1) You need to spend $10k on your Ink Card in 3 months to get a bonus, but you only have $1k per month in credit card expenses. So, you buy $10k in gift cards and then use those cards over the next 10 months to meet your spending. I would not call this "manufactured spending." You simply shifted your spending in time. I guess under your definition, it would still be "manufactured" in the sense that you didn't want to put that $10k on the card at that time. I would say only that this is a very broad understanding of "manufactured spending" and not the one that I think is common.

2) You would like to pay your mortgage with a credit card. But your lending bank doesn't allow it. You find a technique to use a credit card in a way that will allow you to convert credit card swipes into a method of payment acceptable to the bank at a rate cheaper than the maximum you are willing to pay for points or miles. Again, I don't think the spend here is in any sense manufactured. It is a non-optional expense. I think, for what it's worth, that the ability of people to use new products to do this without large fees is a substantial portion of the current discussion on the board previously known as milesbuzz.

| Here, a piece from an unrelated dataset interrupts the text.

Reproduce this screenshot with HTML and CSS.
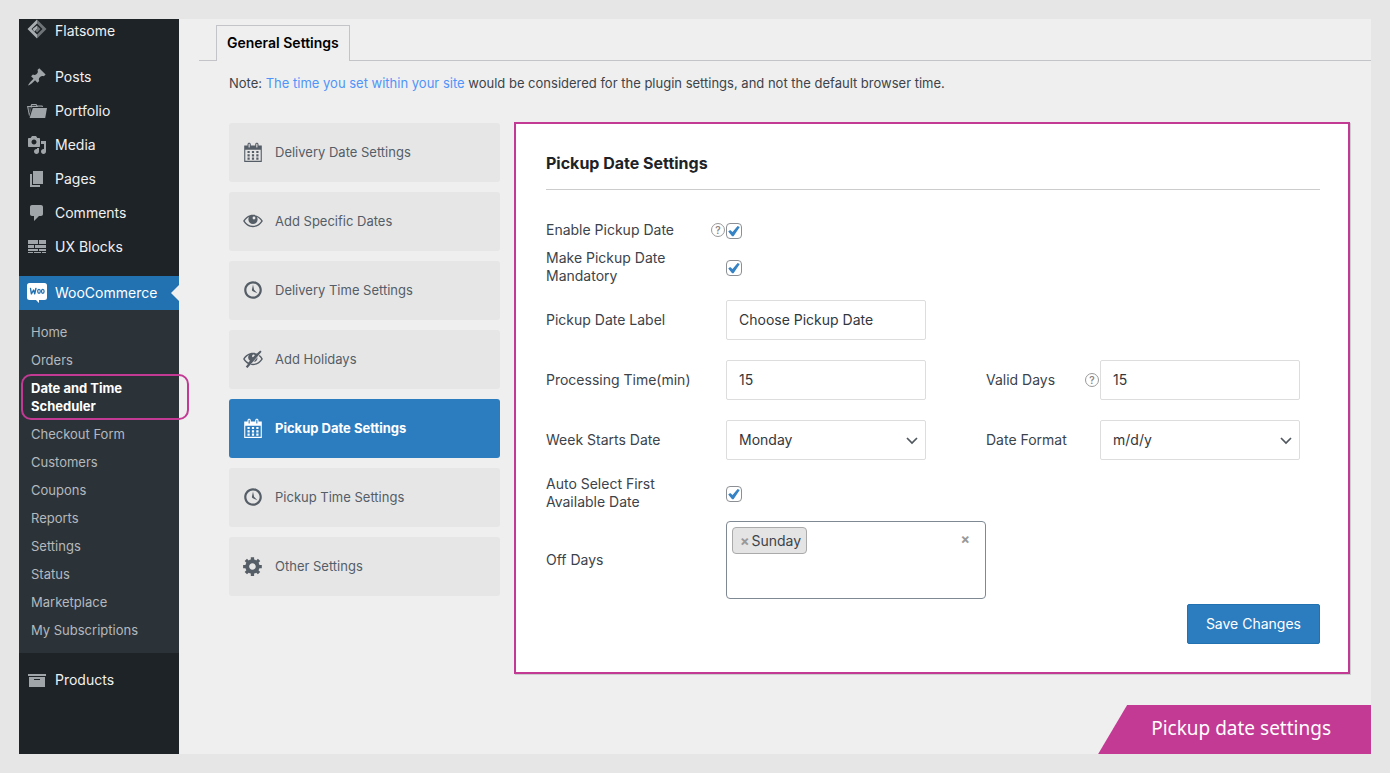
FILE: index.html
```html
<!DOCTYPE html>
<html lang="en">
<head>
<meta charset="utf-8">
<meta name="viewport" content="width=device-width, initial-scale=1">
<title>Pickup Date Settings</title>
<link rel="stylesheet" href="styles.css">
</head>
<body>
<svg class="defs" aria-hidden="true">
  <symbol id="i-calendar" viewBox="0 0 20 20"><path fill-rule="evenodd" d="M15 4h3v15H2V4h3V3c0-.41.15-.76.44-1.06.29-.29.65-.44 1.06-.44s.77.15 1.06.44c.29.3.44.65.44 1.06v1h4V3c0-.41.15-.76.44-1.06.29-.29.65-.44 1.06-.44s.77.15 1.06.44c.29.3.44.65.44 1.06v1zM6 3v2.5c0 .14.05.26.15.36.09.09.21.14.35.14s.26-.05.35-.14c.1-.1.15-.22.15-.36V3c0-.14-.05-.26-.15-.35-.09-.1-.21-.15-.35-.15s-.26.05-.35.15c-.1.09-.15.21-.15.35zm7 0v2.5c0 .14.05.26.14.36.1.09.22.14.36.14s.26-.05.36-.14c.09-.1.14-.22.14-.36V3c0-.14-.05-.26-.14-.35-.1-.1-.22-.15-.36-.15s-.26.05-.36.15c-.09.09-.14.21-.14.35zm4 15V8H3v10h14zM7 9v2H5V9h2zm2 0h2v2H9V9zm4 2V9h2v2h-2zm-6 1v2H5v-2h2zm2 0h2v2H9v-2zm4 2v-2h2v2h-2zm-6 1v2H5v-2h2zm4 2H9v-2h2v2zm4 0h-2v-2h2v2z"/></symbol>
  <symbol id="i-clock" viewBox="0 0 20 20"><path fill-rule="evenodd" d="M10 2c4.42 0 8 3.58 8 8s-3.58 8-8 8-8-3.58-8-8 3.58-8 8-8zm0 14c3.31 0 6-2.69 6-6s-2.69-6-6-6-6 2.69-6 6 2.69 6 6 6z"/><path d="M9.29 10.71c.07.05.14.1.23.15l-.02.02L14 13l-3.03-3.19L10 5l-.97 4.81c0 .02 0 .05-.01.09s-.02.07-.02.1c0 .28.1.52.29.71z"/></symbol>
  <symbol id="i-eye" viewBox="0 0 20 20"><path fill-rule="evenodd" d="M10 4.400c4 0 7 2.400 9 5.600-2 3.200-5 5.600-9 5.600S3 13.200 1 10c2-3.200 5-5.600 9-5.600zM6.400 6.300C4.800 7.200 3.500 8.400 2.500 10c1.700 2.600 4.300 4.400 7.500 4.400s5.800-1.800 7.500-4.400c-1-1.600-2.300-2.800-3.900-3.700.4.700.6 1.500.6 2.300a4.200 4.200 0 0 1-8.400 0c0-.8.200-1.600.6-2.300zM10.900 6a1.300 1.300 0 1 0 0 2.600 1.300 1.300 0 0 0 0-2.600z"/></symbol>
  <symbol id="i-hidden" viewBox="0 0 20 20"><path fill-rule="evenodd" d="M16.600 2.300l1.200 1L5 18.200 3.400 17l2-2.500C3.500 13.500 2 11.900 1 10c2.100-3.400 5.200-5.600 9-5.600 1.300 0 2.500.2 3.600.7zM6.400 6.300C4.800 7.200 3.500 8.400 2.500 10c.9 1.300 2 2.400 3.400 3.200l1.300-1.500a4.100 4.100 0 0 1-.8-5.400zM10.500 6a1.300 1.300 0 0 0-.5 2.500l1.700-2A1.300 1.300 0 0 0 10.500 6z"/><path d="M16.100 6.300c1.200 1 2.200 2.300 2.900 3.700-2 3.400-5.200 5.600-9 5.600-.8 0-1.500-.1-2.200-.3l.9-1c3.800.4 6.800-1.400 8.800-4.300-.6-1-1.400-2-2.300-2.700z"/><path d="M14.100 8.500a4.200 4.200 0 0 1-3.700 4.200z"/></symbol>
  <symbol id="i-gear" viewBox="0 0 20 20"><path fill-rule="evenodd" d="M18 12h-2.180c-.17.7-.44 1.350-.81 1.930l1.540 1.540-2.100 2.100-1.540-1.540c-.58.36-1.230.63-1.910.79V19H8v-2.180c-.68-.16-1.330-.43-1.910-.79l-1.540 1.540-2.120-2.120 1.540-1.540c-.36-.58-.63-1.230-.79-1.910H1V9.030h2.170c.16-.7.44-1.350.8-1.940L2.430 5.550l2.100-2.100 1.540 1.540c.58-.37 1.240-.64 1.930-.81V2h3v2.180c.68.16 1.330.43 1.910.79l1.540-1.540 2.120 2.120-1.540 1.540c.36.59.64 1.240.8 1.940H18V12zm-8.500 1.500c1.660 0 3-1.340 3-3s-1.340-3-3-3-3 1.340-3 3 1.340 3 3 3z"/></symbol>
</svg>

<div class="frame">
  <nav class="sidebar" aria-label="Admin menu">
    <ul class="menu">
      <li><a class="menu-link menu-link-first" href="#">
        <svg class="menu-icon" viewBox="0 0 20 20" aria-hidden="true"><path fill="#6f7478" d="M10 .5l9.500 9.500-9.500 9.500V15.500l5.500-5.500L10 4.500z"/><path fill="#a8adb1" d="M10 .5V4.500L4.500 10l5.500 5.500v4L.5 10z"/><path fill="#a8adb1" d="M10 6.500V10l-2.800 2.800L5.500 10z"/><path fill="#6f7478" d="M10 6.500l3.500 3.500-3.500 3.500-1.700-1.700L10 10z"/></svg>
        <span>Flatsome</span></a></li>
      <li class="separated"><a class="menu-link" href="#">
        <svg class="menu-icon" viewBox="0 0 20 20" aria-hidden="true"><path d="M10.440 3.020l1.820-1.820 6.360 6.350-1.830 1.820c-1.050-.68-2.480-.57-3.410.36l-.75.75c-.92.93-1.040 2.350-.35 3.410l-1.830 1.820-2.410-2.410-2.800 2.790c-.42.42-3.380 2.710-3.800 2.290s1.860-3.390 2.280-3.810l2.790-2.790L4.100 9.360l1.830-1.820c1.050.69 2.480.57 3.400-.36l.75-.75c.93-.92 1.050-2.350.36-3.410z"/></svg>
        <span>Posts</span></a></li>
      <li><a class="menu-link" href="#">
        <svg class="menu-icon" viewBox="0 0 20 20" aria-hidden="true"><path d="M0 5h3.500l.6-1.500c.2-.4.500-.5.900-.5h4c.4 0 .7.200.9.600l.3.900H15c.3 0 .5.100.6.400l.5 1.100H5.500c-.6 0-1 .3-1.200.9L2.200 15.800z"/><path d="M5.800 7H20l-1.800 10H2.600z"/><path fill="#1d2327" d="M5 4h4l.3 1H4.700zM10.800 5.500h4v.7h-4zM1.200 6h3.300l-2 7z" opacity=".75"/></svg>
        <span>Portfolio</span></a></li>
      <li><a class="menu-link" href="#">
        <svg class="menu-icon" viewBox="0 0 20 20" aria-hidden="true"><path fill-rule="evenodd" d="M13 11V4c0-.55-.45-1-1-1h-1.670L9 1H5L3.670 3H2c-.55 0-1 .45-1 1v7c0 .55.45 1 1 1h10c.55 0 1-.45 1-1zM7 4.500c1.380 0 2.500 1.120 2.500 2.500S8.380 9.500 7 9.500 4.500 8.380 4.500 7 5.620 4.500 7 4.500zM14 6h5v10.500c0 1.380-1.120 2.500-2.500 2.500S14 17.880 14 16.500s1.120-2.500 2.500-2.500c.17 0 .34.020.5.050V9h-3V6zm-4 8.050V13h2v3.500c0 1.380-1.120 2.500-2.500 2.500S7 17.880 7 16.500 8.120 14 9.500 14c.17 0 .34.020.5.050z"/></svg>
        <span>Media</span></a></li>
      <li><a class="menu-link" href="#">
        <svg class="menu-icon" viewBox="0 0 20 20" aria-hidden="true"><path d="M6 15V2h10v13H6zm-1 1h8v2H3V5h2v11z"/></svg>
        <span>Pages</span></a></li>
      <li><a class="menu-link" href="#">
        <svg class="menu-icon" viewBox="0 0 20 20" aria-hidden="true"><path d="M5 2h9c1.100 0 2 .9 2 2v7c0 1.100-.9 2-2 2h-2l-5 5v-5H5c-1.100 0-2-.9-2-2V4c0-1.100.9-2 2-2z"/></svg>
        <span>Comments</span></a></li>
      <li><a class="menu-link" href="#">
        <svg class="menu-icon" viewBox="0 0 20 20" aria-hidden="true"><path d="M1 3h10v4H1zM12 3h7v4h-7zM1 8h6v3H1zM8 8h11v3H8zM1 12h10v2H1zM12 12h7v2h-7zM1 15h5v1H1zM7 15h7v1H7zM15 15h4v1h-4z"/></svg>
        <span>UX Blocks</span></a></li>
      <li class="separated"><a class="menu-link menu-link-current" href="#">
        <svg class="menu-icon" viewBox="0 0 20 20" aria-hidden="true"><path fill="#fff" d="M2.500 0h15A2.500 2.500 0 0 1 20 2.500v12a2.500 2.500 0 0 1-2.500 2.500H12v3l-3-3H2.500A2.500 2.500 0 0 1 0 14.500v-12A2.500 2.500 0 0 1 2.500 0z"/><path fill="none" stroke="#2271b1" stroke-width="1.400" stroke-linejoin="round" stroke-linecap="round" d="M3.500 5.500l.9 5.300L6.600 7l1.100 3.800L8.900 5.500"/><ellipse cx="12" cy="8.300" rx="1.300" ry="2" fill="none" stroke="#2271b1" stroke-width="1.200"/><ellipse cx="15.800" cy="8.300" rx="1.300" ry="2" fill="none" stroke="#2271b1" stroke-width="1.200"/></svg>
        <span>WooCommerce</span></a>
        <ul class="submenu">
          <li><a class="submenu-link" href="#">Home</a></li>
          <li><a class="submenu-link" href="#">Orders</a></li>
          <li><a class="submenu-link submenu-link-current" href="#" aria-current="page">Date and Time Scheduler</a></li>
          <li><a class="submenu-link" href="#">Checkout Form</a></li>
          <li><a class="submenu-link" href="#">Customers</a></li>
          <li><a class="submenu-link" href="#">Coupons</a></li>
          <li><a class="submenu-link" href="#">Reports</a></li>
          <li><a class="submenu-link" href="#">Settings</a></li>
          <li><a class="submenu-link" href="#">Status</a></li>
          <li><a class="submenu-link" href="#">Marketplace</a></li>
          <li><a class="submenu-link" href="#">My Subscriptions</a></li>
        </ul>
      </li>
      <li class="after-submenu"><a class="menu-link" href="#">
        <svg class="menu-icon" viewBox="0 0 20 20" aria-hidden="true"><path fill-rule="evenodd" d="M1 4h18v2H1zM2 7h16v10H2zM7 9v1h6V9z"/></svg>
        <span>Products</span></a></li>
    </ul>
  </nav>

  <main class="main">
    <div class="tabs"><a class="tab" href="#">General Settings</a></div>
    <p class="note">Note: <a class="note-link" href="#">The time you set within your site</a> would be considered for the plugin settings, and not the default browser time.</p>

    <div class="content">
      <nav class="sections" aria-label="Settings sections">
        <a class="section" href="#"><svg class="section-icon" aria-hidden="true"><use href="#i-calendar"/></svg>Delivery Date Settings</a>
        <a class="section" href="#"><svg class="section-icon" aria-hidden="true"><use href="#i-eye"/></svg>Add Specific Dates</a>
        <a class="section" href="#"><svg class="section-icon" aria-hidden="true"><use href="#i-clock"/></svg>Delivery Time Settings</a>
        <a class="section" href="#"><svg class="section-icon" aria-hidden="true"><use href="#i-hidden"/></svg>Add Holidays</a>
        <a class="section section-current" href="#" aria-current="page"><svg class="section-icon" aria-hidden="true"><use href="#i-calendar"/></svg>Pickup Date Settings</a>
        <a class="section" href="#"><svg class="section-icon" aria-hidden="true"><use href="#i-clock"/></svg>Pickup Time Settings</a>
        <a class="section" href="#"><svg class="section-icon" aria-hidden="true"><use href="#i-gear"/></svg>Other Settings</a>
      </nav>

      <form class="panel">
        <h1 class="panel-title">Pickup Date Settings</h1>
        <div class="rows">
          <div class="row">
            <div class="label-cell"><label for="enable">Enable Pickup Date</label><span class="help">?</span></div>
            <input class="checkbox" type="checkbox" id="enable" checked>
          </div>
          <div class="row">
            <div class="label-cell"><label class="label-narrow" for="mandatory">Make Pickup Date Mandatory</label></div>
            <input class="checkbox" type="checkbox" id="mandatory" checked>
          </div>
          <div class="row row-field">
            <div class="label-cell"><label for="label">Pickup Date Label</label></div>
            <input class="field" type="text" id="label" value="Choose Pickup Date">
          </div>
          <div class="row row-field">
            <div class="label-cell"><label for="processing">Processing Time(min)</label></div>
            <input class="field" type="text" id="processing" value="15">
            <div class="label-cell label-cell-second"><label for="valid">Valid Days</label><span class="help">?</span></div>
            <input class="field" type="text" id="valid" value="15">
          </div>
          <div class="row row-field">
            <div class="label-cell"><label for="week">Week Starts Date</label></div>
            <div class="select-wrap">
              <select class="field" id="week"><option>Monday</option></select>
              <svg class="chevron" viewBox="0 0 12 12" aria-hidden="true"><path d="M1 4l5 5 5-5"/></svg>
            </div>
            <div class="label-cell label-cell-second"><label for="format">Date Format</label></div>
            <div class="select-wrap">
              <select class="field" id="format"><option>m/d/y</option></select>
              <svg class="chevron" viewBox="0 0 12 12" aria-hidden="true"><path d="M1 4l5 5 5-5"/></svg>
            </div>
          </div>
          <div class="row">
            <div class="label-cell"><label class="label-narrow" for="auto">Auto Select First Available Date</label></div>
            <input class="checkbox" type="checkbox" id="auto" checked>
          </div>
          <div class="row">
            <div class="label-cell"><span id="off-label">Off Days</span></div>
            <div class="multi" role="group" aria-labelledby="off-label">
              <span class="tag"><button class="cross" type="button" aria-label="Remove Sunday">×</button>Sunday</span>
              <button class="cross cross-clear" type="button" aria-label="Clear all">×</button>
            </div>
          </div>
        </div>
        <div class="actions"><button class="save" type="submit">Save Changes</button></div>
      </form>
    </div>

    <div class="banner">Pickup date settings</div>
  </main>
</div>
</body>
</html>
```
FILE: styles.css
```css
* {
  box-sizing: border-box;
}

body {
  margin: 0;
  padding: 19px;
  background: #e6e6e6;
  color: #3c434a;
  font-family: Inter, "Liberation Sans", sans-serif;
  font-size: 13px;
  line-height: 18px;
}

a {
  color: inherit;
  text-decoration: none;
}

ul {
  margin: 0;
  padding: 0;
  list-style: none;
}

.defs {
  position: absolute;
  width: 0;
  height: 0;
}

.frame {
  display: grid;
  grid-template-columns: 160px minmax(0, 1fr);
  min-height: calc(100vh - 38px);
  background: #efefef;
}

/* Admin menu */

.sidebar {
  background: #1d2327;
}

.menu-link {
  position: relative;
  display: flex;
  align-items: center;
  gap: 8px;
  height: 34px;
  padding-left: 8px;
  color: #f0f0f1;
  font-size: 14px;
}

.menu-link-first {
  align-items: flex-start;
  height: 29px;
  line-height: 24px;
}

.menu-icon {
  flex: none;
  width: 20px;
  height: 20px;
  fill: #a0a5aa;
}

.separated {
  margin-top: 12px;
}

.after-submenu {
  margin-top: 10px;
}

.menu-link-current {
  background: #2271b1;
  color: #fff;
}

.menu-link-current::after {
  content: "";
  position: absolute;
  top: 9px;
  right: 0;
  border: 8px solid transparent;
  border-left-width: 0;
  border-right-color: #efefef;
}

.submenu {
  padding: 8px 0 9px;
  background: #2c3338;
}

.submenu-link {
  position: relative;
  display: block;
  padding: 5px 12px;
  color: #b4b9be;
}

.submenu-link-current {
  color: #fff;
  font-weight: 700;
}

.submenu-link-current::after {
  content: "";
  position: absolute;
  inset: 0 -10px 0 2px;
  border: 2px solid #c33a94;
  border-radius: 10px;
}

/* Main column */

.main {
  display: flex;
  flex-direction: column;
}

.tabs {
  display: flex;
  margin-left: 20px;
  padding: 6px 17px 0;
  box-shadow: inset 0 -1px #c3c4c7;
}

.tab {
  padding: 8px 10px 9px;
  border: 1px solid #c3c4c7;
  border-bottom: 0;
  background: #efefef;
  color: #000;
  font-size: 14px;
  font-weight: 600;
}

.note {
  margin: 13px 50px 0;
}

.note-link {
  color: #4f94f8;
}

.content {
  display: grid;
  grid-template-columns: 271px minmax(0, 1fr);
  gap: 14px;
  margin: 30px 21px 0 50px;
}

.sections {
  display: flex;
  flex-direction: column;
  gap: 10px;
  padding-top: 1px;
}

.section {
  display: flex;
  align-items: center;
  gap: 11px;
  height: 59px;
  padding: 0 13px 1px;
  border-radius: 3px;
  background: #e6e6e6;
  color: #555d66;
}

.section-current {
  background: #2b7dbf;
  color: #fff;
  font-weight: 700;
}

.section-icon {
  flex: none;
  width: 22px;
  height: 22px;
  fill: currentColor;
}

.panel {
  padding: 28px 28px 28px 30px;
  border: 2px solid #c33a94;
  background: #fff;
  box-shadow: 1px 1px #ccc;
  font-size: 14px;
}

.panel-title {
  margin: 0 0 31px;
  padding-bottom: 14px;
  border-bottom: 1px solid #ccc;
  color: #1d2327;
  font-size: 16px;
  font-weight: 700;
  line-height: 23px;
}

.rows {
  display: flex;
  flex-direction: column;
  gap: 10px;
}

.row {
  display: flex;
  align-items: center;
}

.row-field {
  padding: 5px 0;
}

.label-cell {
  display: flex;
  flex: none;
  align-items: center;
  justify-content: space-between;
  width: 180px;
  padding-right: 1px;
}

.label-cell-second {
  width: 114px;
  margin-left: 60px;
}

.label-narrow {
  width: 130px;
}

.help {
  width: 14px;
  height: 14px;
  border: 1px solid #999;
  border-radius: 50%;
  color: #888;
  font-size: 10px;
  font-weight: 600;
  line-height: 12px;
  text-align: center;
}

.checkbox {
  display: grid;
  place-items: center;
  width: 16px;
  height: 16px;
  margin: 2px 0 0;
  border: 1px solid #8c8f94;
  border-radius: 4px;
  background: #fff;
  appearance: none;
}

.checkbox:checked::before {
  content: "";
  width: 12px;
  height: 11px;
  background: #3582c4;
  clip-path: polygon(2% 54%, 18% 40%, 38% 60%, 80% 4%, 98% 14%, 46% 98%, 34% 98%);
}

.field {
  width: 200px;
  height: 40px;
  padding: 0 12px 1px;
  border: 1px solid #ddd;
  border-radius: 2px;
  background: #fff;
  color: #32373c;
  font: inherit;
  appearance: none;
}

.select-wrap {
  position: relative;
}

.chevron {
  position: absolute;
  top: 14px;
  right: 8px;
  width: 12px;
  height: 12px;
  fill: none;
  stroke: #50575e;
  stroke-width: 1.7;
  pointer-events: none;
}

.multi {
  display: flex;
  align-items: flex-start;
  justify-content: space-between;
  width: 260px;
  height: 78px;
  padding: 5px;
  border: 1px solid #7e8993;
  border-radius: 4px;
}

.tag {
  display: flex;
  align-items: center;
  gap: 1px;
  height: 27px;
  padding: 0 5px 0 6px;
  border: 1px solid #aaa;
  border-radius: 4px;
  background: #e4e4e4;
}

.cross {
  padding: 0 1px;
  border: 0;
  background: none;
  color: #999;
  font: inherit;
  font-weight: 700;
}

.cross-clear {
  margin: 3px 9px 0 0;
}

.actions {
  display: flex;
  justify-content: flex-end;
  margin-top: 5px;
}

.save {
  height: 40px;
  padding: 0 18px;
  border: 1px solid #2271b1;
  border-radius: 2px;
  background: #2b7dbf;
  color: #fff;
  font: inherit;
}

.banner {
  align-self: flex-end;
  margin-top: auto;
  padding: 0 40px 2px 53px;
  background: #c33a94;
  clip-path: polygon(29px 0, 100% 0, 100% 100%, 0 100%);
  color: #fff;
  font-family: "Noto Sans", "Open Sans", sans-serif;
  font-size: 19px;
  line-height: 47px;
}
```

3) You have an recurring expense (let's say your season tickets for the local baseball team). You traditionally pay with a credit card, but, try as you might, you cannot find any credit card company that will give you more than 1 point per dollar. Using techniques, you are able to pay for the tickets by indirectly using a credit card that gives you 2x at grocery stores. This spending is not manufactured.

4) Your property taxes can be paid with a credit card, but only with a 3 percent fee. You think 3 cents per mile is too much to pay. But, using certain techniques, you can get multiple miles per dollar, bringing your cost down to 1 cent per mile, by a series of transactions. Again, I don't view this spend as manufactured.

True manufactured spending is where you are circumventing the fees that the lender must be able to collect to make the system work. I am not, by any means, trying to start a debate on whether this is or isn't ethical. But this is more of the shady art of the credit card game -- that is, credit card banks give bonuses in part because they collect 2 percent fees on swipes. The game with true manufactured spend is to circumvent the fee, pure and simply, by swiping but then getting 100 percent, or near to it, for your swipe, to pay back the loan before it is called. Other than one very generous vendor that is running a competitive system to paypal, when these schemes are rooted out by banks, they are dealt with harshly and swiftly, and it is a very dirty word. Coins were, in a way, "manufactured" spend in this sense, but it was in a circumstance where the government was ok footing the 2 percent bill (or whatever they pay) as the cost of getting the coins in circulation. Some of the current schemes for true manufacturing of spending, which are ironically not discussed on FT, are more underground and devious.